An essential soup you should start making now and into the winter. A fibre rich, creamy soup with spicy Indian flavours and a mellow roasted garlic flavour. BONUS: It's packed with the flu and cold-fighting effects of garlic. Recipe submitted by Jill Wilcox, author and owner of Jill's Table - London, Ontario.
- Olive Oil - 1 Tbsp.
- Butter - 1 Tbsp.
- Onion - 1, diced
- Garam Masala or Curry - 1 1/2 Tbsp.
- Pumpkin - 1 - 2 1/2 lbs, diced into 1/2
- Potato - 1 , baking, peeled and diced
- Chicken or Vegetable Stock - 5 cups
- Roasted Garlic - 2 heads (recipe available under fresh/frozen garlic)
- Whipping Cream - 1/2 cup
- Toasted Pumpkin Seeds - for garnish
1) In a large heavy-bottomed saucepan or stock pot, heat the oil and the butter over medium heat. Saute the onion until soft.
2) Add the garam masala (or curry powder) and cook a further minute. Add the pumpkin, potato and stock. Cook until the pumpkin is tender (about 15-20 minutes.)

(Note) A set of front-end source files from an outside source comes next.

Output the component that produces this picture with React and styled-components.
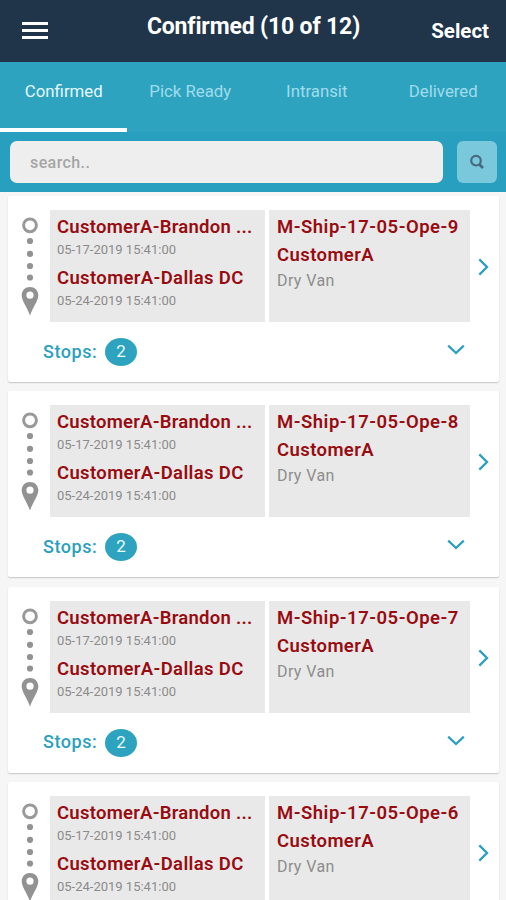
import React from "react";
import styled, { createGlobalStyle } from "styled-components";

const Global = createGlobalStyle`
  *, *::before, *::after { box-sizing: border-box; }
  html, body { margin: 0; height: 100%; overflow: hidden; background: #f6f6f7; }
  button { border: 0; padding: 0; background: none; font: inherit; color: inherit; }
`;

const Screen = styled.div`
  width: 506px;
  height: 900px;
  overflow: hidden;
  display: flex;
  flex-direction: column;
  font-family: Roboto, "Liberation Sans", sans-serif;
  background: #f6f6f7;
`;

const TopBar = styled.header`
  height: 62px;
  flex: none;
  display: grid;
  grid-template-columns: 94px 1fr 94px;
  background: #20344a;
  color: #fff;
`;

const MenuButton = styled.button`
  display: flex;
  flex-direction: column;
  gap: 3.5px;
  padding: 21.5px 0 0 22px;
`;

const MenuLine = styled.span`
  width: 26px;
  height: 3.5px;
  background: #fff;
`;

const Title = styled.h1`
  margin: 0;
  padding: 12px 0 0 1px;
  text-align: center;
  white-space: nowrap;
  font-size: 23px;
  line-height: 30px;
  font-weight: 700;
  letter-spacing: -0.15px;
`;

const SelectButton = styled.button`
  padding: 16px 17px 0 0;
  text-align: right;
  font-size: 20.5px;
  line-height: 30px;
  font-weight: 700;
  align-self: start;
`;

const Tabs = styled.nav`
  height: 70px;
  flex: none;
  display: grid;
  grid-template-columns: repeat(4, 1fr);
  background: #2da3c0;
`;

const Tab = styled.button`
  padding: 0 0 9px 1px;
  font-size: 16.8px;
  color: ${(p) => (p.$active ? "#e6f8fd" : "#a0dcec")};
  border-bottom: 4px solid ${(p) => (p.$active ? "#fff" : "transparent")};
`;

const SearchBar = styled.div`
  height: 60px;
  flex: none;
  display: flex;
  gap: 14px;
  padding: 9px 9px 9px 10px;
  background: #289fbf;
`;

const SearchField = styled.input`
  flex: 1;
  min-width: 0;
  height: 42px;
  padding: 0 20px;
  border: 0;
  border-radius: 7px;
  background: #eee;
  font: 500 16px Roboto, sans-serif;
  letter-spacing: 0.4px;
  &::placeholder { color: #a5a5a5; opacity: 1; }
`;

const SearchButton = styled.button`
  width: 40px;
  height: 42px;
  border-radius: 6px;
  background: #7ac8dc;
  display: flex;
  align-items: center;
  justify-content: center;
`;

const List = styled.main`
  padding: 4px 7px 0 8px;
  display: flex;
  flex-direction: column;
  gap: 9.4px;
`;

const Card = styled.article`
  height: 186px;
  flex: none;
  padding: 14px 7px 0 14px;
  border-radius: 2px;
  background: #fff;
  box-shadow: 0 1px 1.5px rgba(0, 0, 0, 0.2);
`;

const Summary = styled.div`
  height: 112px;
  display: grid;
  grid-template-columns: 28px 215px 4px 201px 1fr;
`;

const Panel = styled.section`
  grid-column: ${(p) => p.$column};
  padding: ${(p) => p.$pad};
  background: #e9e9e9;
  white-space: nowrap;
`;

const Name = styled.div`
  font-size: 18.5px;
  line-height: ${(p) => p.$line || "27px"};
  font-weight: 600;
  letter-spacing: ${(p) => p.$spacing || "0.25px"};
  color: #980c11;
`;

const Stamp = styled.div`
  font-size: 13px;
  line-height: 18px;
  margin-bottom: 6px;
  color: #8b8b8b;
`;

const Equipment = styled.div`
  font-size: 16px;
  line-height: 21px;
  letter-spacing: 0.4px;
  color: #8d8d8d;
`;

const OpenButton = styled.button`
  grid-column: 5;
  display: flex;
  align-items: center;
  justify-content: flex-end;
  padding: 2px 3.5px 0 0;
`;

const StopsRow = styled.div`
  height: 60px;
  display: flex;
  align-items: center;
  padding: 0 27px 0 21px;
`;

const StopsLabel = styled.span`
  width: 62px;
  padding-bottom: 2px;
  font-size: 18px;
  font-weight: 500;
  letter-spacing: 0.55px;
  color: #2b9fbe;
`;

const Count = styled.span`
  width: 32px;
  height: 28px;
  border-radius: 16px / 14px;
  background: #2da3c0;
  color: #e9fbff;
  font-size: 17px;
  line-height: 27px;
  text-align: center;
`;

const ExpandButton = styled.button`
  margin-left: auto;
  display: flex;
  padding-bottom: 5px;
`;

const Route = () => (
  <svg width="16" height="106" viewBox="0 0 16 106" fill="#929292">
    <circle cx="8" cy="15.3" r="6.4" fill="none" stroke="#999" strokeWidth="3" />
    <circle cx="8" cy="31" r="3.1" />
    <circle cx="8" cy="43.8" r="3.1" />
    <circle cx="8" cy="56" r="3.1" />
    <circle cx="8" cy="67.5" r="3.1" />
    <path
      fillRule="evenodd"
      d="M8 77C3.4 77-.3 80.5-.3 85.3C-.3 91 5 97 8 105.5C11 97 16.3 91 16.3 85.3C16.3 80.5 12.6 77 8 77ZM8 81.6A3.6 3.6 0 1 1 8 88.8A3.6 3.6 0 0 1 8 81.6Z"
    />
  </svg>
);

const RouteCell = styled.div`
  svg { display: block; overflow: visible; }
`;

const SearchIcon = () => (
  <svg width="16" height="16" viewBox="0 0 16 16" fill="none" stroke="#496982">
    <circle cx="7" cy="6.7" r="4.8" strokeWidth="2.2" />
    <path d="M10.3 10.2L14 14" strokeWidth="2.8" />
  </svg>
);

const Chevron = ({ down }) => (
  <svg width={down ? 18 : 11} height={down ? 11 : 18} fill="none" stroke="#2b9fbe" strokeWidth="2.3">
    <path d={down ? "M1.2 1.7L9 9L16.8 1.7" : "M1.3 1.4L9 9L1.3 16.6"} />
  </svg>
);

const tabs = ["Confirmed", "Pick Ready", "Intransit", "Delivered"];
const shipments = [9, 8, 7, 6];

const ShipmentCard = ({ number }) => (
  <Card>
    <Summary>
      <RouteCell><Route /></RouteCell>
      <Panel $column="2" $pad="4px 0 0 7px">
        <Name>CustomerA-Brandon ...</Name>
        <Stamp>05-17-2019 15:41:00</Stamp>
        <Name $spacing="0.35px">CustomerA-Dallas DC</Name>
        <Stamp>05-24-2019 15:41:00</Stamp>
      </Panel>
      <Panel $column="4" $pad="4px 0 0 8px">
        <Name $spacing="0.5px">{`M-Ship-17-05-Ope-${number}`}</Name>
        <Name $spacing="0.4px" $line="29px">CustomerA</Name>
        <Equipment>Dry Van</Equipment>
      </Panel>
      <OpenButton aria-label="Open shipment"><Chevron /></OpenButton>
    </Summary>
    <StopsRow>
      <StopsLabel>Stops:</StopsLabel>
      <Count>2</Count>
      <ExpandButton aria-label="Show stops"><Chevron down /></ExpandButton>
    </StopsRow>
  </Card>
);

export default function App() {
  return (
    <>
      <Global />
      <Screen>
        <TopBar>
          <MenuButton aria-label="Menu"><MenuLine /><MenuLine /><MenuLine /></MenuButton>
          <Title>Confirmed (10 of 12)</Title>
          <SelectButton>Select</SelectButton>
        </TopBar>
        <Tabs>
          {tabs.map((name, i) => <Tab key={name} $active={i === 0}>{name}</Tab>)}
        </Tabs>
        <SearchBar>
          <SearchField placeholder="search.." />
          <SearchButton aria-label="Search"><SearchIcon /></SearchButton>
        </SearchBar>
        <List>
          {shipments.map((n) => <ShipmentCard key={n} number={n} />)}
        </List>
      </Screen>
    </>
  );
}
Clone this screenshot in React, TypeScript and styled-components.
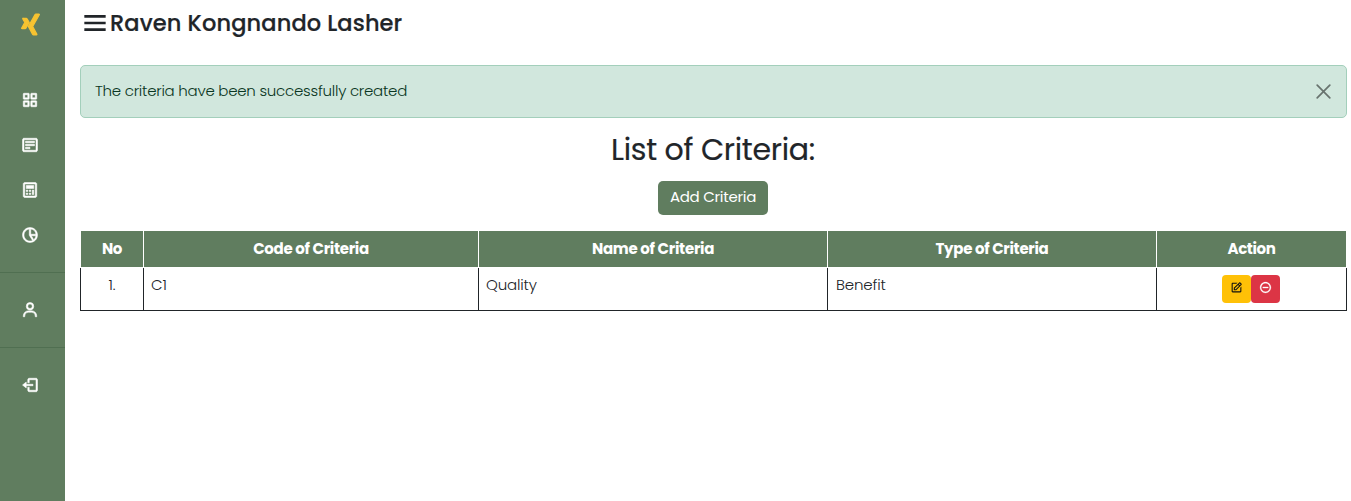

3) Squeeze the cloves of garlic from the head of garlic and add to the soup. Puree with an immersion blender. If the soup is too thick, add some more stock.
4) Reduce the heat to low and the the cream. Season with freshly cracked black pepper and salt to taste.
5) Ladle into soup bowls. Garnish with pumpkin seeds.